The Schoolhouse hotel offers a little quirk with your trip. This converted parochial schoolhouse has a history stretching back to 1861. Each room has a sense of academic and literary history, from it’s tasteful décor to the name – each one named after a famous Irish writer. The tasteful old world charm is complemented by modern facilities, the dining room with its vaulted ceiling taking you back to the school days of long gone times.
Where to Eat
The newest must be seen place to eat is Jo’burger in the Rathmines district. This funky 70’s themed burger restaurant serves only the best organic meats complemented by a range of modern toppings, making it the most popular venue amongst the young trendy crowd.
For formal Irish dining try Jacobs Ladder, with it’s view over Trinity College this restaurant has a sense of elegance but with a modern twist.

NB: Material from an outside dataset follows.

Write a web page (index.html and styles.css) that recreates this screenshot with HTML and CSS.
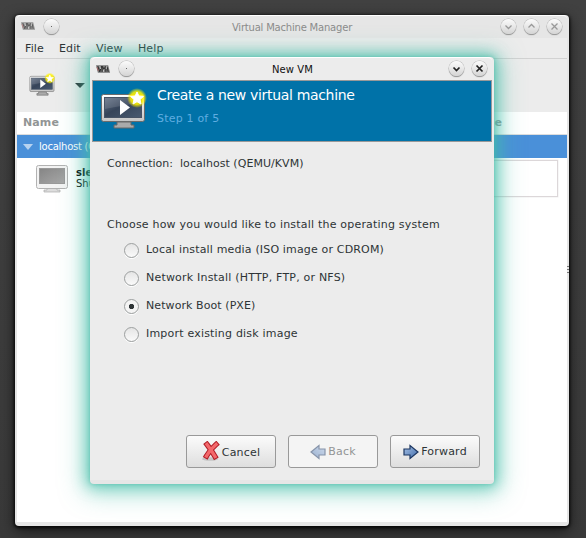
FILE: index.html
```html
<!DOCTYPE html>
<html lang="en">
<head>
<meta charset="utf-8">
<title>Virtual Machine Manager</title>
<link rel="stylesheet" href="styles.css">
</head>
<body>
<svg class="defs" width="0" height="0">
  <defs>
    <linearGradient id="screen" x1="0" y1="0" x2="1" y2="1"><stop offset="0" stop-color="#657287"/><stop offset=".45" stop-color="#364459"/><stop offset="1" stop-color="#495a70"/></linearGradient>
    <linearGradient id="frame" x1="0" y1="0" x2="0" y2="1"><stop offset="0" stop-color="#fff"/><stop offset="1" stop-color="#c4c4c4"/></linearGradient>
    <linearGradient id="off" x1="0" y1="0" x2="1" y2="1"><stop offset="0" stop-color="#858585"/><stop offset="1" stop-color="#a8a8a8"/></linearGradient>
    <linearGradient id="arrow" x1="0" y1="0" x2="1" y2="1"><stop offset="0" stop-color="#a9c3e6"/><stop offset="1" stop-color="#3f6bab"/></linearGradient>
    <radialGradient id="glow"><stop offset="0" stop-color="#fff200"/><stop offset=".65" stop-color="#fff200" stop-opacity=".85"/><stop offset="1" stop-color="#fff200" stop-opacity="0"/></radialGradient>
    <symbol id="vm" viewBox="0 0 48 44">
      <path d="M17 35h14v3h3v3H14v-3h3z" fill="#aaa" stroke="#666"/>
      <rect x="1.500" y="7.500" width="43" height="27" rx="2" fill="url(#frame)" stroke="#6b6b6b"/>
      <rect x="4.500" y="10.500" width="37" height="20" fill="url(#screen)" stroke="#475365"/>
      <path d="M5 11h36v5C28 17 17 20 5 22z" fill="#fff" opacity=".12"/>
      <path d="M20 13l10 7.500-10 7.500z" fill="#fff"/>
      <circle cx="37" cy="11" r="10" fill="url(#glow)"/>
      <path d="M37 5l1.900 4 4.500.5-3.400 3 1 4.500-4-2.300-4 2.300 1-4.500-3.400-3 4.500-.5z" fill="#fff" stroke="#fff"/>
    </symbol>
    <symbol id="logo" viewBox="0 0 16 10">
      <path d="M0 1h13l2 8H2z" fill="#777"/>
      <path d="M2 2l2 6 2-6M6.500 8V2l2 3 2-3v6M12 3l1 5" fill="none" stroke="#292929"/>
      <path d="M4 2l1 3M8 6v2M11 2v3" stroke="#ddd" stroke-width=".8"/>
      <path d="M1 3l1.500 4" stroke="#a66"/>
    </symbol>
    <symbol id="fwd" viewBox="0 0 16 16"><path d="M1 5h6V1.500L15 8l-8 6.500V11H1z" fill="url(#arrow)" stroke="#1d3762" stroke-width="1.200"/></symbol>
  </defs>
</svg>

<main class="window main">
  <header class="titlebar">
    <svg class="logo"><use href="#logo"/></svg><i class="orb dot"></i>
    <span class="title">Virtual Machine Manager</span>
    <i class="orb"><svg viewBox="0 0 15 15"><path d="M4.500 6.500l3 3 3-3"/></svg></i>
    <i class="orb"><svg viewBox="0 0 15 15"><path d="M4.500 8.500l3-3 3 3"/></svg></i>
    <i class="orb"><svg viewBox="0 0 15 15"><path d="M4.500 4.500l6 6m0-6l-6 6"/></svg></i>
  </header>
  <nav class="menu"><span class="m1">File</span><span class="m2">Edit</span><span class="m3">View</span><span>Help</span></nav>
  <div class="toolbar"><svg class="tool"><use href="#vm"/></svg><i class="drop"></i></div>
  <section class="list">
    <div class="heads"><span>Name</span><span class="usage">CPU usage</span></div>
    <div class="host"><i class="expander"></i><span>localhost (QEMU)</span></div>
    <div class="guest">
      <svg class="monitor" viewBox="0 0 34 28"><path d="M12 23h10v2h3v2H9v-2h3z" fill="#ddd" stroke="#aaa" stroke-width=".7"/><rect x="1.500" y=".5" width="31" height="23" rx="2" fill="#f3f3f3" stroke="#b2b2b2"/><rect x="4.500" y="3.500" width="25" height="15" fill="url(#off)" stroke="#999"/></svg>
      <div class="guestname"><b>sles12</b><span>Shutoff</span></div>
      <div class="graph"></div>
    </div>
  </section>
  <i class="grip"></i>
</main>

<section class="window dialog">
  <header class="titlebar">
    <svg class="logo"><use href="#logo"/></svg><i class="orb dot"></i>
    <span class="title">New VM</span>
    <i class="orb"><svg viewBox="0 0 15 15"><path d="M4.500 6.500l3 3 3-3"/></svg></i>
    <i class="orb"><svg viewBox="0 0 15 15"><path d="M4.500 4.500l6 6m0-6l-6 6"/></svg></i>
  </header>
  <div class="banner">
    <svg class="big"><use href="#vm"/></svg>
    <div><h1>Create a new virtual machine</h1><p>Step 1 of 5</p></div>
  </div>
  <div class="content">
    <div class="connection"><span class="c1">Connection:</span><span class="c2">localhost (QEMU/KVM)</span></div>
    <p class="choose"><span>Choose how you would like to install the operating system</span></p>
    <div class="options">
      <label><i class="radio"></i><span class="o1">Local install media (ISO image or CDROM)</span></label>
      <label><i class="radio"></i><span class="o2">Network Install (HTTP, FTP, or NFS)</span></label>
      <label><i class="radio on"></i><span class="o3">Network Boot (PXE)</span></label>
      <label><i class="radio"></i><span class="o4">Import existing disk image</span></label>
    </div>
  </div>
  <footer class="actions">
    <button class="cancel"><svg width="18" height="20" viewBox="0 0 18 20"><ellipse cx="8" cy="18" rx="8" ry="1.800" fill="#c4c4c4"/><path d="M5 3.500q4 5 8 12M14 3.500q-6 5-9.500 11.500" fill="none" stroke="#b01c26" stroke-width="5.400" stroke-linecap="square"/><path d="M5 3.500q4 5 8 12M14 3.500q-6 5-9.500 11.500" fill="none" stroke="#f3686b" stroke-width="3.400" stroke-linecap="square"/></svg><span>Cancel</span></button>
    <button class="back"><svg width="16" height="16"><use href="#fwd"/></svg><span>Back</span></button>
    <button class="forward"><svg width="16" height="16"><use href="#fwd"/></svg><span>Forward</span></button>
  </footer>
</section>
</body>
</html>
```
FILE: styles.css
```css
* { box-sizing: border-box; }
body { margin: 0; width: 586px; height: 538px; overflow: hidden; background: linear-gradient(#414141, #393939); font: 11px "DejaVu Sans", sans-serif; color: #2e3436; position: relative; }
.defs { position: absolute; }
i { font-style: normal; display: block; flex: none; }
svg { flex: none; display: block; }
span { white-space: nowrap; }
.window { position: absolute; display: flex; flex-direction: column; background: #ececec; }
.main { left: 15px; top: 15px; width: 554px; height: 511px; border-radius: 4px; padding: 0 2px 4px; background: #e6e6e6; box-shadow: 0 1px 3px 1px #080808, 0 4px 14px rgba(0,0,0,.65); }
.titlebar { height: 23px; flex: none; display: flex; align-items: center; background: #e6e6e6; border-top: 1px solid #fff; border-radius: 4px 4px 0 0; gap: 8px; }
.logo { width: 15px; height: 10px; }
.title { flex: 1; text-align: center; font-size: 10px; }
.orb { width: 15px; height: 15px; border-radius: 50%; background: linear-gradient(#fbfbfb, #d5d5d5); box-shadow: 0 0 0 .5px #b4b4b4, 0 1px 1px #777; position: relative; }
.orb svg { width: 15px; height: 15px; fill: none; stroke: #222; stroke-width: 1.700; }
.dot::after { content: ""; position: absolute; left: 7px; top: 7px; width: 1px; height: 1px; background: #666; }
.main .titlebar { padding: 0 5px 2px 4px; }
.main .title { color: #8c8c8c; padding-left: 24px; letter-spacing: -.2px; padding-top: 2px; }
.main .orb svg { stroke: #999; stroke-width: 1.300; }
.main .logo { opacity: .75; }
.menu { height: 21px; flex: none; display: flex; align-items: center; background: #ececec; border-bottom: 1px solid #d2d2d2; padding-left: 8px; letter-spacing: .1px; }
.m1 { width: 34px; } .m2 { width: 37px; } .m3 { width: 42px; }
.toolbar { height: 53px; flex: none; display: flex; background: #ececec; padding: 13px 0 0 12px; }
.tool { width: 27px; height: 25px; }
.drop { margin: 11px 0 0 19px; border: 5px solid transparent; border-top-color: #2e3436; border-bottom: 0; height: 5px; }
.list { flex: 1; background: #fff; }
.heads { height: 23px; border-bottom: 1px solid #ddd; display: flex; align-items: center; justify-content: space-between; padding: 0 65px 2px 6px; font-weight: bold; color: #929595; letter-spacing: .1px; }
.host { height: 23px; background: #4a90d9; color: #fff; display: flex; align-items: center; padding-left: 6px; gap: 6px; font-size: 10px; letter-spacing: -.25px; }
.expander { border: 5px solid transparent; border-top: 6px solid #b7d3f0; border-bottom: 0; }
.guest { height: 45px; display: flex; padding: 2px 9px 0 18px; }
.monitor { width: 34px; height: 28px; margin-top: 5px; }
.guestname { display: flex; flex-direction: column; width: 60px; padding: 7px 0 0 7px; font-size: 10px; line-height: 11px; color: #000; }
.graph { flex: 1; height: 37px; border: 1px solid #dcd7d9; box-shadow: 0 0 0 .5px #eee; }
.grip { position: absolute; right: 0; top: 251px; width: 2px; height: 8px; background: repeating-linear-gradient(#777 0 1px, transparent 1px 3px); }
.dialog { left: 90px; top: 57px; width: 404px; height: 427px; border-radius: 4px; padding: 0 2px; border-bottom: 4px solid #e6e6e6; box-shadow: 0 0 4px rgba(67,185,165,.6), 0 0 14px 3px rgba(67,190,168,.6), 0 3px 24px 6px rgba(67,190,168,.5); }
.dialog .titlebar { padding: 0 5px 1px 4px; background: none; }
.dialog .title { color: #111; padding-left: 2px; padding-top: 2px; letter-spacing: .1px; }
.dialog::before { content: ""; position: absolute; z-index: -1; inset: 0 0 auto; height: 23px; background: #e6e6e6; border-radius: 4px 4px 0 0; }
.banner { height: 62px; flex: none; background: #0072a8; border: 1px solid #999; display: flex; padding: 6px 0 0 7px; color: #fff; }
.big { width: 48px; height: 44px; }
.banner > div { padding-left: 9px; }
h1 { margin: 0; font-size: 14px; font-weight: normal; line-height: 17px; letter-spacing: -.33px; }
.banner p { margin: 8px 0 0; line-height: 14px; color: #5fade0; letter-spacing: .2px; }
.content { flex: 1; padding: 14px 0 0 15px; letter-spacing: .2px; }
.connection { height: 16px; line-height: 16px; display: flex; }
.c1 { width: 73px; letter-spacing: 0; }
.c2 { letter-spacing: .05px; }
.o1 { letter-spacing: .16px; }
.o3 { letter-spacing: .08px; }
.choose { margin: 45px 0 0; line-height: 16px; }
.options { padding: 3px 0 0 17px; }
.options label { height: 28px; display: flex; align-items: center; gap: 7px; }
.options label span { margin-top: -2px; }
.radio { width: 15px; height: 15px; border: 1px solid #9c9f9f; border-radius: 50%; background: linear-gradient(#e5e5e5, #fafafa); box-shadow: 0 1px #fff; }
.on { background: radial-gradient(circle at 50% 50%, #2e3436 0 2.300px, #f4f4f4 3px); }
.actions { height: 45px; flex: none; padding: 0 12px 0 94px; display: flex; gap: 12px; }
button { width: 90px; height: 33px; padding: 0; display: flex; align-items: center; justify-content: center; gap: 2px; font: 11px "DejaVu Sans", sans-serif; letter-spacing: .2px; color: #2e3436; border: 1px solid #999; border-radius: 3px; background: linear-gradient(#fbfbfb, #dedede); }
.cancel span { padding-top: 2px; }
.cancel svg { margin-top: -2px; }
.back { background: #f4f4f4; color: #929595; }
.back svg { transform: scaleX(-1); opacity: .5; }
```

The Irish cuisine takes all the best of local produce and adds a surprisingly modern element, bringing the menu right up to date.It is important not to forget Dublin’s affinity with the sea with the docks bringing the best produce in daily, but for a more authentic experience head to Howth just outside the city. This small fishing village is home to the Oar House one of the best seafood restaurants in the area. Serving locally caught fish and seafood, this restaurant offers innovation by serving the main dishes in smaller portions – why choose when you can try them all.
What to Do
Visit the historic Trinity College , the beautiful Georgian buildings housing the most famous of all Ireland’s Universities. The 400 year old history of pushing for free thinking giving rise to some of the most unusual and famed characters in history. With Oscar Wilde, Bram Stoker and Jonathan Swift amongst it’s past scholars the reason for this reputation is clear. Be sure to make time to see the historic Book Of Kells, the 9th century manuscript famed throughout the world.
See the city from the relaxed comfort of a river cruise along the Liffey. Covered vessels with knowledgeable guides will take you through the history of this great city, from the first Vikings over one thousand years ago to the recent upsurge of interest in the docklands. This is a well recommended trip.
No trip to Dublin would be complete without visiting the Guinness Storehouse, a museum dedicated to the brewing of Dublin’s most beloved tipple. The seven storey building shaped like a glass of Guinness is a triumph of architecture and the top storey, the head of the pint is a triumph to good taste with the Gravity Bar. The bar with it’s amazing view over the city is the place to relax and enjoy Ireland’s finest drink.
When to Visit
Dublin has a mild year round climate and even in the depths of winter rarely has snow. However the summers can be cool and rain is expected at any time. Even the coolest of summers have up to eighteen hours of daylight per day making for vibrant and lively summer evenings. The weather is unpredictable but luckily it’s not the weather that makes Dublin the fine destination that it is.